**Short problem**
Starting at the first line of the data, print each line verbatim up to and including the line bearing "const PINK = '#fbc9c8'", omitting pictures.

**Recorded data**
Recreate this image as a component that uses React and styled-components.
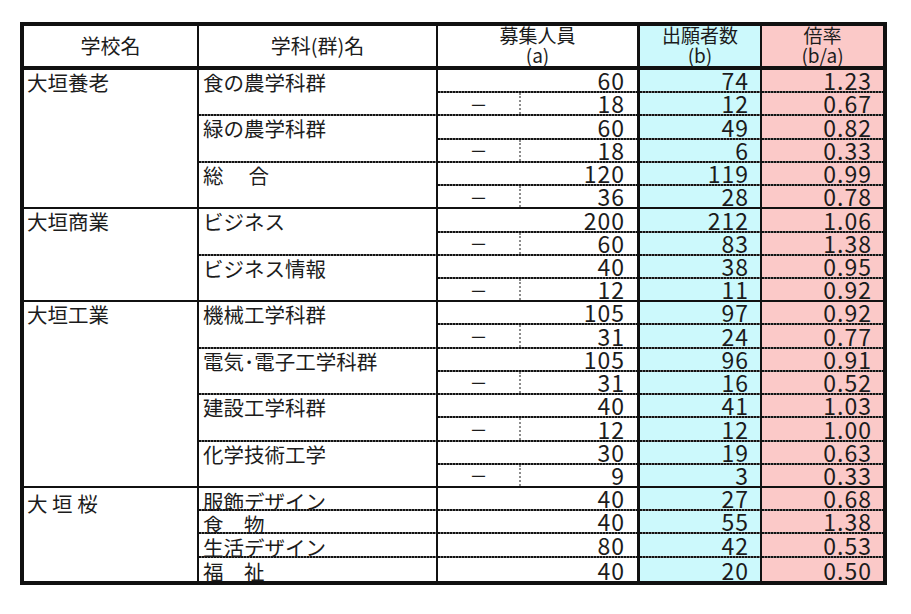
import React from 'react'
import styled, { createGlobalStyle, css } from 'styled-components'

const GlobalStyle = createGlobalStyle`
  html, body {
    margin: 0;
    padding: 0;
    background: #fff;
  }
  body {
    font-family: "Noto Sans CJK JP", "Noto Sans", sans-serif;
    color: #1c1c1c;
  }
`

const ROW_H = 511 / 22
const BLUE = '#ccf9fc'
const PINK = '#fbc9c8'

const schools = [
    {
        name: '大垣養老',
        depts: [
            { name: '食の農学科群', rows: [[60, 74, '1.23'], [18, 12, '0.67']] },
            { name: '緑の農学科群', rows: [[60, 49, '0.82'], [18, 6, '0.33']] },
            { name: '総　 合', rows: [[120, 119, '0.99'], [36, 28, '0.78']] },
        ],
    },
    {
        name: '大垣商業',
        depts: [
            { name: 'ビジネス', rows: [[200, 212, '1.06'], [60, 83, '1.38']] },
            { name: 'ビジネス情報', rows: [[40, 38, '0.95'], [12, 11, '0.92']] },
        ],
    },
    {
        name: '大垣工業',
        depts: [
            { name: '機械工学科群', rows: [[105, 97, '0.92'], [31, 24, '0.77']] },
            { name: '電気･電子工学科群', rows: [[105, 96, '0.91'], [31, 16, '0.52']] },
            { name: '建設工学科群', rows: [[40, 41, '1.03'], [12, 12, '1.00']] },
            { name: '化学技術工学', rows: [[30, 19, '0.63'], [9, 3, '0.33']] },
        ],
    },
    {
        name: '大 垣 桜',
        single: true,
        depts: [
            { name: '服飾デザイン', rows: [[40, 27, '0.68']] },
            { name: '食　物', rows: [[40, 55, '1.38']] },
            { name: '生活デザイン', rows: [[80, 42, '0.53']] },
            { name: '福　祉', rows: [[40, 20, '0.50']] },
        ],
    },
]

// bottom rule of a cell: solid black, an Excel-like dotted rule, or nothing
const rule = (kind, bg = '#fff') => {
    if (kind === 'solid') {
        return css`
            background: ${bg};
            border-bottom: 2px solid #111;
        `
    }
    if (kind === 'dotted') {
        return css`
            background: repeating-linear-gradient(90deg, #111 0 2px, #6e6e6e 2px 3px) left bottom / 100% 2px no-repeat,
                ${bg};
            padding-bottom: 2px;
        `
    }
    return css`
        background: ${bg};
    `
}

const App = () => {
    return (
        <Page>
            <GlobalStyle />
            <Table>
                <Header>
                    <HeadCell>学校名</HeadCell>
                    <HeadCell>学科(群)名</HeadCell>
                    <HeadCell $edge="3px">
                        <HeadStack>
                            <span>募集人員</span>
                            <span>(a)</span>
                        </HeadStack>
                    </HeadCell>
                    <HeadCell $bg={BLUE}>
                        <HeadStack>
                            <span>出願者数</span>
                            <span>(b)</span>
                        </HeadStack>
                    </HeadCell>
                    <HeadCell $bg={PINK} $edge="0">
                        <HeadStack>
                            <span>倍率</span>
                            <span>(b/a)</span>
                        </HeadStack>
                    </HeadCell>
                </Header>
                <Body>
                    {schools.map((school, si) => {
                        const lastSchool = si === schools.length - 1
                        const schoolLine = lastSchool ? 'none' : 'solid'
                        return (
                            <SchoolBlock key={school.name}>
                                <SchoolCell $line={schoolLine} $low={school.single}>
                                    {school.name}
                                </SchoolCell>
                                <DeptList>
                                    {school.depts.map((dept, di) => {
                                        const lastDept = di === school.depts.length - 1
                                        const deptLine = lastDept ? schoolLine : 'dotted'
                                        return (
                                            <DeptBlock key={dept.name}>
                                                <DeptCell $line={deptLine} $low={school.single}>
                                                    {dept.name}
                                                </DeptCell>
                                                <NumList>
                                                    {dept.rows.map((r, ri) => {
                                                        const lastRow = ri === dept.rows.length - 1
                                                        const rowLine = lastRow ? deptLine : 'dotted'
                                                        return (
                                                            <NumRow key={ri}>
                                                                <NumCell $line={rowLine} $edge="3px">
                                                                    {ri === 1 && <Dash>－</Dash>}
                                                                    <Value $pad="12px">{r[0]}</Value>
                                                                </NumCell>
                                                                <NumCell $line={rowLine} $bg={BLUE} $edge="2px">
                                                                    <Value $pad="11px">{r[1]}</Value>
                                                                </NumCell>
                                                                <NumCell $line={rowLine} $bg={PINK} $edge="0">
                                                                    <Value $pad="11px">{r[2]}</Value>
                                                                </NumCell>
                                                            </NumRow>
                                                        )
                                                    })}
                                                </NumList>
                                            </DeptBlock>
                                        )
                                    })}
                                </DeptList>
                            </SchoolBlock>
                        )
                    })}
                </Body>
            </Table>
        </Page>
    )
}

export default App

const Page = styled.div`
    width: 911px;
    height: 614px;
    box-sizing: border-box;
    padding: 22px 0 0 20px;
    overflow: hidden;
`

const Table = styled.div`
    width: 867px;
    height: 563px;
    box-sizing: border-box;
    border: 4px solid #111;
    display: flex;
    flex-direction: column;
`

const Header = styled.div`
    display: grid;
    grid-template-columns: 175px 239px 202px 122px 121px;
    height: 44px;
    box-sizing: border-box;
    border-bottom: 4px solid #111;
`

const HeadCell = styled.div`
    display: flex;
    align-items: center;
    justify-content: center;
    box-sizing: border-box;
    border-right: ${(p) => p.$edge || '2px'} solid #111;
    background: ${(p) => p.$bg || '#fff'};
    font-size: 20px;
    line-height: 22px;
`

const HeadStack = styled.div`
    display: flex;
    flex-direction: column;
    align-items: center;
    font-size: 19px;
    line-height: 20.5px;
    margin-top: -2px;
`

const Body = styled.div`
    flex: 1;
    display: flex;
    flex-direction: column;
`

const SchoolBlock = styled.div`
    display: flex;
`

const SchoolCell = styled.div`
    width: 175px;
    flex: none;
    box-sizing: border-box;
    border-right: 2px solid #111;
    ${(p) => rule(p.$line)}
    padding-top: ${(p) => (p.$low ? '5px' : '2px')};
    padding-left: 3px;
    font-size: 20.5px;
    line-height: 21px;
    white-space: pre;
`

const DeptList = styled.div`
    flex: 1;
    display: flex;
    flex-direction: column;
`

const DeptBlock = styled.div`
    display: flex;
`

const DeptCell = styled.div`
    width: 239px;
    flex: none;
    box-sizing: border-box;
    border-right: 2px solid #111;
    ${(p) => rule(p.$line)}
    padding-top: ${(p) => (p.$low ? '6px' : '2px')};
    padding-left: 4px;
    font-size: 20.5px;
    line-height: ${(p) => (p.$low ? '15px' : '21px')};
    white-space: pre;
`

const NumList = styled.div`
    flex: 1;
    display: flex;
    flex-direction: column;
`

const NumRow = styled.div`
    display: grid;
    grid-template-columns: 202px 122px 121px;
    height: ${ROW_H}px;
`

const NumCell = styled.div`
    display: flex;
    align-items: flex-end;
    box-sizing: border-box;
    border-right: ${(p) => p.$edge} solid #111;
    ${(p) => rule(p.$line, p.$bg)}
`

const Dash = styled.div`
    width: 81px;
    align-self: stretch;
    flex: none;
    display: flex;
    align-items: center;
    justify-content: center;
    border-right: 2px dotted #8c8c8c;
    font-size: 18px;
    line-height: 18px;
`

const Value = styled.div`
    flex: 1;
    text-align: right;
    padding-right: ${(p) => p.$pad};
    margin-bottom: 1px;
    font-size: 23px;
    line-height: 20px;
    letter-spacing: 1px;
`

**Full response**
Recreate this image as a component that uses React and styled-components.
import React from 'react'
import styled, { createGlobalStyle, css } from 'styled-components'

const GlobalStyle = createGlobalStyle`
  html, body {
    margin: 0;
    padding: 0;
    background: #fff;
  }
  body {
    font-family: "Noto Sans CJK JP", "Noto Sans", sans-serif;
    color: #1c1c1c;
  }
`

const ROW_H = 511 / 22
const BLUE = '#ccf9fc'
const PINK = '#fbc9c8'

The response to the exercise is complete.